Inflation showed signs of slowing but remained stubbornly rapid in October as a spate of economic data Thursday underscored that a return to normal price increases will likely take time.

Prices as measured by the Personal Consumption Expenditures index, the measure the Federal Reserve watches closely, climbed by 6% in the year through October, the data showed, in line with what economists in a Bloomberg survey had expected. That was down from a 6.3% increase in the year through September, according to the Commerce Department.

A core price measure that strips out food and fuel costs, one that the Fed also watches closely for a sign of what might come next with inflation, eased slightly to 5%. It has been hovering around that level throughout the year, so while the recent moderation is a step in the right direction, it is far from conclusive.

Other economic data provided fresh evidence of continued economic momentum. Consumer spending was accelerating, incomes were rising and jobless claims remained muted, reports Thursday also showed, suggesting that the economy remains resilient as workers benefit from plentiful jobs and use their savings to continue shopping.

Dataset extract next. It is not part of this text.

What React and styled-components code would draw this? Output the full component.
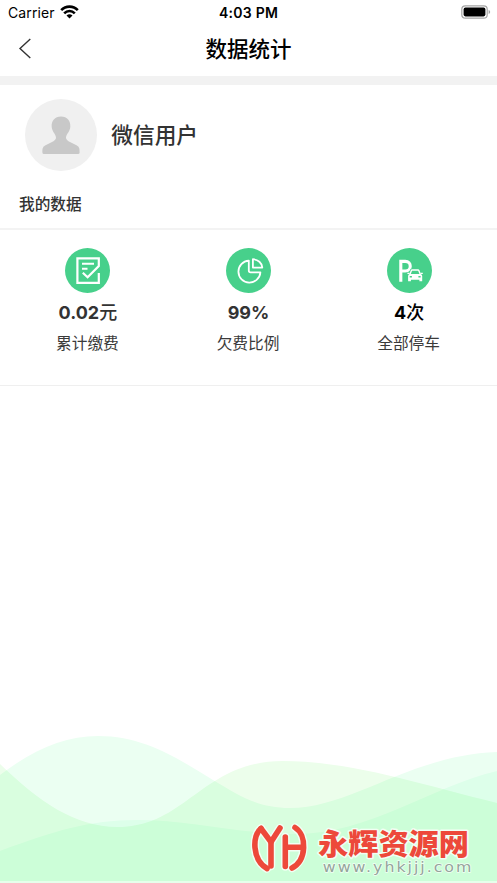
import React from "react";
import styled, { createGlobalStyle } from "styled-components";

const GlobalStyle = createGlobalStyle`
  * { box-sizing: border-box; }
  body { margin: 0; background: #fff; }
`;

const Screen = styled.div`
  position: relative;
  display: flex;
  flex-direction: column;
  width: 497px;
  height: 883px;
  overflow: hidden;
  background: #fff;
  color: #333;
  font-family: Inter, "Noto Sans CJK SC", sans-serif;
`;

const StatusBar = styled.div`
  display: grid;
  grid-template-columns: 1fr auto 1fr;
  align-items: center;
  height: 26px;
  padding: 0 6px 0 8px;
  color: #000;
  font-size: 14px;
  line-height: 26px;
`;

const Carrier = styled.div`
  display: flex;
  align-items: center;
  gap: 5px;
  letter-spacing: 0.1px;
`;

const Clock = styled.div`
  margin-right: 2px;
  font-weight: 600;
  letter-spacing: 0.25px;
`;

const Battery = styled.svg`
  justify-self: end;
  margin-bottom: 2px;
`;

const WifiIcon = styled.svg`
  margin-bottom: 2px;
`;

const NavBar = styled.header`
  display: grid;
  grid-template-columns: 50px 1fr 50px;
  align-items: center;
  height: 50px;
  padding-bottom: 5px;
`;

const BackIcon = styled.svg`
  margin-left: 18px;
`;

const Title = styled.h1`
  margin: 0;
  color: #000;
  font-size: 21.5px;
  font-weight: 500;
  line-height: 30px;
  text-align: center;
`;

const Divider = styled.div`
  flex: none;
  height: ${(p) => p.$size}px;
  background: ${(p) => p.$color};
`;

const Profile = styled.section`
  display: flex;
  align-items: center;
  gap: 14px;
  height: 100px;
  padding-left: 25.3px;
`;

const UserName = styled.div`
  font-size: 21.7px;
  font-weight: 500;
  line-height: 32px;
`;

const SectionTitle = styled.h2`
  height: 43px;
  margin: 0;
  padding: 8px 0 0 19px;
  font-size: 15.7px;
  font-weight: 500;
  line-height: 24px;
`;

const Stats = styled.section`
  display: grid;
  grid-template-columns: repeat(3, 160.6px);
  justify-content: center;
  height: 155px;
  padding-top: 18px;
`;

const Stat = styled.div`
  display: flex;
  flex-direction: column;
  align-items: center;
`;

const Value = styled.div`
  margin-top: 7px;
  color: ${(p) => p.$color};
  font-size: 18px;
  font-weight: 650;
  line-height: 26px;
`;

const Unit = styled.span`
  font-weight: 500;
`;

const Label = styled.div`
  margin: 5px 1px 0 0;
  color: #3a3a3a;
  font-size: 15.7px;
  line-height: 25px;
`;

const Waves = styled.svg`
  display: block;
  flex: none;
  margin-top: auto;
  isolation: isolate;
  path { mix-blend-mode: multiply; }
`;

const Watermark = styled.svg`
  position: absolute;
  right: 20px;
  bottom: 2px;
`;

const Wifi = () => (
  <WifiIcon width="19" height="14" viewBox="0 0 19 14" fill="none" stroke="#000" strokeWidth="2.6">
    <path d="M1.2 5.1C5.8 .4 13.2 .4 17.8 5.1" />
    <path d="M4.2 8.3C7.2 5.3 11.8 5.3 14.8 8.3" />
    <path d="M6.5 10.4Q9.5 7.9 12.5 10.4L9.5 13.5Z" fill="#000" stroke="none" />
  </WifiIcon>
);

const Avatar = () => (
  <svg width="72" height="72" viewBox="0 0 72 72">
    <circle cx="36" cy="36" r="36" fill="#f0f0f0" />
    <path
      fill="#c8c8c8"
      d="M36 17.6C29.8 17.6 26.2 22.2 26.7 28C27 32.4 30.8 35.2 31 38.4C31.2 40.4 29.5 41.6 26.5 43.2L20.5 46.2C17.3 47.9 17.4 50 17.4 53.5Q17.4 55 19 55H53Q54.6 55 54.6 53.5C54.6 50 54.7 47.9 51.5 46.2L45.5 43.2C42.5 41.6 40.8 40.4 41 38.4C41.2 35.2 45 32.4 45.3 28C45.8 22.2 42.2 17.6 36 17.6Z"
    />
  </svg>
);

const Badge = ({ children }) => (
  <svg width="45" height="45" viewBox="0 0 45 45" fill="none" stroke="#fff">
    <circle cx="22.5" cy="22.5" r="22.5" fill="#47d08b" stroke="none" />
    {children}
  </svg>
);

const BillIcon = () => (
  <Badge>
    <path d="M33.8 25V34.8H12.4V10.4H33.8V18L22.6 29.3L17.8 24.8" strokeWidth="2.2" />
    <path d="M17 15.8H29M17 20.8H22.5" strokeWidth="2" />
  </Badge>
);

const PieIcon = () => (
  <Badge>
    <g strokeWidth="1.8" strokeLinejoin="round">
      <path d="M22.8 12.6A11 11 0 1 0 34.4 24.3H24.6Q22.8 24.3 22.8 22.5Z" />
      <path d="M26.9 11.2V19.6H36.3C36 15 32 11.4 26.9 11.2Z" />
    </g>
  </Badge>
);

const ParkingIcon = () => (
  <Badge>
    <path d="M13.8 33.8V13.4H18.3C24.9 13.4 24.9 23 18.3 23H14" strokeWidth="3.1" />
    <path d="M24.2 21.6H32L34.4 26.3L35 28V33H21V28L21.8 26.3Z" fill="#47d08b" stroke="#47d08b" strokeWidth="1.6" />
    <path d="M22.9 26.4L24.4 22.5Q24.6 22 25.2 22H31Q31.6 22 31.8 22.5L33.4 26.4" strokeWidth="1.4" />
    <path d="M20.4 25.3H22.6M33.6 25.3H35.8" strokeWidth="1.2" />
    <path
      fill="#fff"
      stroke="none"
      fillRule="evenodd"
      d="M22.6 26H33.7Q35.2 26.4 35.2 28V33.3H32.4V31.7H23.9V33.3H21.1V28Q21.1 26.4 22.6 26ZM22.7 28.1V29.6H24.9V28.1ZM31.4 28.1V29.6H33.6V28.1Z"
    />
  </Badge>
);

const YH_STROKES = [
  "M261 828.5C252 835 252 860 267 868.5",
  "M261 828.5L271 842L280 828",
  "M271 842V866",
  "M285.3 837V866.5",
  "M286 847.2H303",
  "M295 827.5C307 835 307 860 292 868",
];

const SiteMark = () => (
  <Watermark width="229" height="66" viewBox="248 815 229 66">
    {[["#f2fff4", 8.4], ["#ed493a", 5.6]].map(([color, width]) => (
      <g key={color} fill="none" stroke={color} strokeWidth={width} strokeLinecap="round" strokeLinejoin="round">
        {YH_STROKES.map((d) => <path key={d} d={d} />)}
      </g>
    ))}
    <g stroke="#f2fff4" strokeLinejoin="round" paintOrder="stroke">
      <text
        x="318" y="854.5" textLength="151" lengthAdjust="spacingAndGlyphs" fill="#ed493a" strokeWidth="3"
        fontFamily='"Noto Sans CJK SC", sans-serif' fontSize="29" fontWeight="900"
      >
        永辉资源网
      </text>
      <text
        x="275.9" y="872" textLength="127" fill="#94a59b" strokeWidth="1.4" transform="scale(1.17 1)"
        fontFamily='"DejaVu Sans", sans-serif' fontSize="13.5"
      >
        www.yhkjjj.com
      </text>
    </g>
  </Watermark>
);

const STATS = [
  { icon: BillIcon, value: "0.02", unit: "元", label: "累计缴费", color: "#333" },
  { icon: PieIcon, value: "99%", unit: "", label: "欠费比例", color: "#333" },
  { icon: ParkingIcon, value: "4", unit: "次", label: "全部停车", color: "#000" },
];

export default function App() {
  return (
    <Screen>
      <GlobalStyle />
      <StatusBar>
        <Carrier>Carrier <Wifi /></Carrier>
        <Clock>4:03 PM</Clock>
        <Battery width="30" height="14" viewBox="0 0 30 14">
          <rect x=".8" y=".8" width="25.4" height="12.4" rx="3.5" fill="#fff" stroke="#a5a5a5" strokeWidth="1.2" />
          <rect x="2.6" y="2.6" width="21.8" height="8.8" rx="1.8" />
          <path d="M27.6 5Q29.2 5.5 29.2 7T27.6 9Z" fill="#a5a5a5" />
        </Battery>
      </StatusBar>
      <NavBar>
        <BackIcon width="14" height="21" viewBox="0 0 14 21" fill="none" stroke="#333" strokeWidth="1.4">
          <path d="M12.3 1L2 10.5L12.3 20" />
        </BackIcon>
        <Title>数据统计</Title>
      </NavBar>
      <Divider $size={9} $color="#f2f2f2" />
      <Profile>
        <Avatar />
        <UserName>微信用户</UserName>
      </Profile>
      <SectionTitle>我的数据</SectionTitle>
      <Divider $size={2} $color="#f3f3f3" />
      <Stats>
        {STATS.map(({ icon: Icon, value, unit, label, color }) => (
          <Stat key={label}>
            <Icon />
            <Value $color={color}>{value}<Unit>{unit}</Unit></Value>
            <Label>{label}</Label>
          </Stat>
        ))}
      </Stats>
      <Divider $size={1} $color="#efefef" />
      <Waves width="497" height="149" viewBox="0 734 497 149">
        <path fill="#ebfff2" d="M0 775C34 749 65 736 98 736C147 736 181 761 213 780C240 796 258 808 290 808C352 808 410 755 497 752V881H0Z" />
        <path fill="#ecfeeb" d="M0 764C38 801 75 827 117 827C187 827 202 761 283 761C350 761 420 784 497 803V881H0Z" />
        <path fill="#f0fff7" d="M0 851C54 831 89 820 137 820C190 820 236 834 295 834C370 834 430 787 497 771V881H0Z" />
        <path fill="#e6ffeb" d="M0 881H497V883H0Z" />
      </Waves>
      <SiteMark />
    </Screen>
  );
}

The Fed is monitoring how inflation evolves as it tries to determine how high to raise interest rates and how long to keep them elevated. Central bankers have raised borrowing costs to nearly 4% this year from near-zero in March, including a rapid series of three-quarter point moves.

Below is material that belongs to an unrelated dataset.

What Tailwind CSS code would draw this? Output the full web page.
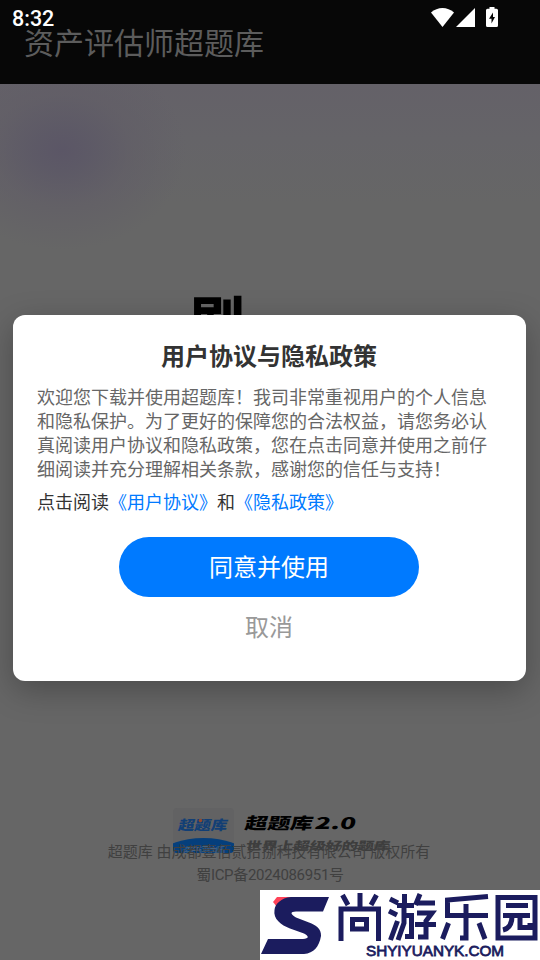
<!DOCTYPE html>
<html lang="zh-CN">
<head>
<meta charset="utf-8">
<title>资产评估师超题库</title>
<script src="https://cdn.jsdelivr.net/npm/@tailwindcss/browser@4"></script>
</head>
<body class="bg-[#666] font-[Roboto,'Noto_Sans_CJK_SC',sans-serif]">
<div class="relative flex h-[960px] w-[540px] flex-col overflow-hidden bg-[#666666]">
  <header class="flex h-[84px] shrink-0 items-center bg-[#070707] px-6 pt-[3px]">
    <h1 class="text-[30px] leading-[40px] text-[#5c5c5c]">资产评估师超题库</h1>
  </header>

  <main class="flex flex-1 flex-col items-center bg-[radial-gradient(ellipse_124px_100px_at_62px_66px,#5b5666_0%,#5c5866e0_22%,#605c6690_55%,#66666600_100%),linear-gradient(180deg,#646168_0px,#656468_55px,#666666_120px)]">
    <div class="mt-[207px] mr-[106px] h-[64px] scale-x-105 text-[52px] leading-[64px] font-black text-black">刷</div>
    <footer class="relative z-10 mt-auto mb-[73px] flex flex-col items-center text-[15px] leading-[23px] text-[#404040]">
      <p class="mr-[2px] whitespace-pre">超题库 由成都壹佰贰拾捌科技有限公司 版权所有</p>
      <p class="tracking-[-0.32px]">蜀ICP备2024086951号</p>
    </footer>
  </main>

  <!-- App brand strip that overlaps the copyright line -->
  <svg class="absolute top-[800px] left-[165px]" width="240" height="62" viewBox="0 0 240 62" font-family="'Noto Sans CJK SC',sans-serif" font-weight="900">
    <clipPath id="tile"><rect x="8" y="8" width="61" height="45" rx="4"/></clipPath>
    <g clip-path="url(#tile)">
      <rect x="8" y="8" width="61" height="45" fill="#626263"/>
      <ellipse cx="38.500" cy="53" rx="40" ry="15" fill="#053f7c"/>
      <text x="17" y="55" font-size="10" font-weight="500" textLength="43" fill="#47627f">资产评估师</text>
    </g>
    <text transform="translate(12.500 29.500) skewX(-12)" font-size="13.500" textLength="49" lengthAdjust="spacingAndGlyphs" fill="#123f75">超题库</text>
    <circle cx="35.500" cy="20.500" r="1.800" fill="#94482b"/>
    <g fill="#000">
      <text transform="translate(79 29) skewX(-12)" font-size="16" textLength="68" lengthAdjust="spacingAndGlyphs">超题库</text>
      <text transform="translate(149 28.500) skewX(-12)" font-size="16" textLength="41" lengthAdjust="spacingAndGlyphs">2.0</text>
    </g>
    <text transform="translate(80 50) skewX(-12)" font-size="11.500" textLength="144" lengthAdjust="spacingAndGlyphs" fill="#3d3d3d">世界上超级好的题库</text>
  </svg>

  <!-- Agreement dialog -->
  <section class="absolute top-[315px] left-[13px] flex h-[366px] w-[513px] flex-col rounded-[12px] bg-white pt-[25px] pr-[25px] pl-6 shadow-[0_9px_32px_rgba(0,0,0,0.27)]">
    <h2 class="text-center text-[24px] leading-[34px] font-bold text-[#333]">用户协议与隐私政策</h2>
    <div class="mt-[12px] text-[18px] leading-[24px] whitespace-nowrap text-[#666]">
      <p>欢迎您下载并使用超题库！我司非常重视用户的个人信息</p>
      <p>和隐私保护。为了更好的保障您的合法权益，请您务必认</p>
      <p>真阅读用户协议和隐私政策，您在点击同意并使用之前仔</p>
      <p>细阅读并充分理解相关条款，感谢您的信任与支持！</p>
    </div>
    <p class="mt-[9px] text-[18px] leading-[24px] whitespace-nowrap text-[#333]">点击阅读<a class="text-[#007aff]">《用户协议》</a>和<a class="text-[#007aff]">《隐私政策》</a></p>
    <button class="mt-[22px] h-[60px] w-[300px] self-center rounded-full bg-[#007aff] pt-[2px] text-[24px] text-white">同意并使用</button>
    <button class="h-[60px] w-[300px] self-center pt-[2px] text-[24px] text-[#999]">取消</button>
  </section>

  <!-- Status bar -->
  <div class="absolute inset-x-0 top-0 flex h-9 items-center justify-between pl-3 text-white">
    <span class="pt-[2px] text-[21.500px] leading-[36px] font-medium">8:32</span>
    <svg class="mr-[40px]" width="70" height="36" viewBox="430 0 70 36" fill="#fff">
      <path d="M431 12.600C437.500 6.600 447.500 6.600 454 12.600L442.500 27z"/>
      <path d="M475 8V27H456z"/>
      <path fill-rule="evenodd" d="M489.500 7H494.500V8.800H496.500Q498 8.800 498 10.300V25.500Q498 27 496.500 27H487.500Q486 27 486 25.500V10.300Q486 8.800 487.500 8.800H489.500ZM493 12.500L489 18.800H491.500V23.500L495 17H493Z"/>
    </svg>
  </div>

  <!-- Site badge -->
  <svg class="absolute top-[890px] left-[260px]" width="280" height="70" viewBox="0 0 280 70">
    <rect width="280" height="70" fill="#fff"/>
    <path d="M13 12L17 7H34L17 17Z" fill="#ff4258"/>
    <path d="M69 7H31C21 8 15 14 14.500 20C13 29 21 35 30 38.500L44 43.500Q52 48 43 49H8L1 64H44C54 63 59 57 61 46C61.500 39 56 35 49 32.500L36 27.500Q27 22 36 21.500H63Z" fill="#1b1c5e"/>
    <g fill="none" stroke="#1b1c5e" stroke-width="5">
      <path d="M100 3V18M82.500 5L88 15M116.500 5L111 15M81 51V19H118.500V51M92.500 29.500H106.500V39H92.500Z"/>
      <path d="M130 9L138 13M129 21L137 25M137.500 31L130.500 50M137 15.500H154M144.500 4V15M144 17V33L138 50M144 25.500H151.500V46.500H145M160 4L155.500 15M157 13H175M157 23H172L166 31V47H158M155 34.500H176"/>
      <path d="M228 6.500L187.500 10V25.500H228M206 14V48H200M188.500 33L182.500 49M219 33L225 49"/>
      <path d="M238 7.500H275V48H238ZM246 15.500H268M243 25.500H270M252 26Q252 38 243 40M260 26V37.500H270V33"/>
    </g>
    <text x="106" y="66" font-family="'Liberation Sans',sans-serif" font-size="15.500" stroke="#1b1c5e" stroke-width=".8" textLength="138" lengthAdjust="spacingAndGlyphs" fill="#1b1c5e">SHYIYUANYK.COM</text>
  </svg>
</div>
</body>
</html>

Jerome Powell, the Fed chairman, signaled clearly Wednesday that central bankers are poised to slow their rate increases in December. The question now is when, and at what level, they will stop raising borrowing costs.

Powell suggested that rates will probably need to climb slightly higher than the 4.6% peak that officials anticipated in September, when they last released economic forecasts. Investors now see rates peaking between 4.75% and 5% before coming down slightly late in 2023, based on market pricing.

"Ongoing increases will be appropriate," Powell said this week. "We have a long way to go in restoring price stability."

COMPARING DATA

Thursday's inflation data follows a more timely Consumer Price Index report from the Labor Department, which showed price increases starting to moderate in October. The CPI data is tracked because it comes out more promptly and feeds into the Personal Consumption Expenditures data. But the Fed uses the latter figures as its official inflation target.

Central bankers aim for 2% annual inflation on average and over time, so the current pace of increase is still far faster than their goal. Given that so-called core inflation has been stuck around 5% all year, the Fed has been hesitant to make much of the recent cool-down in overall prices.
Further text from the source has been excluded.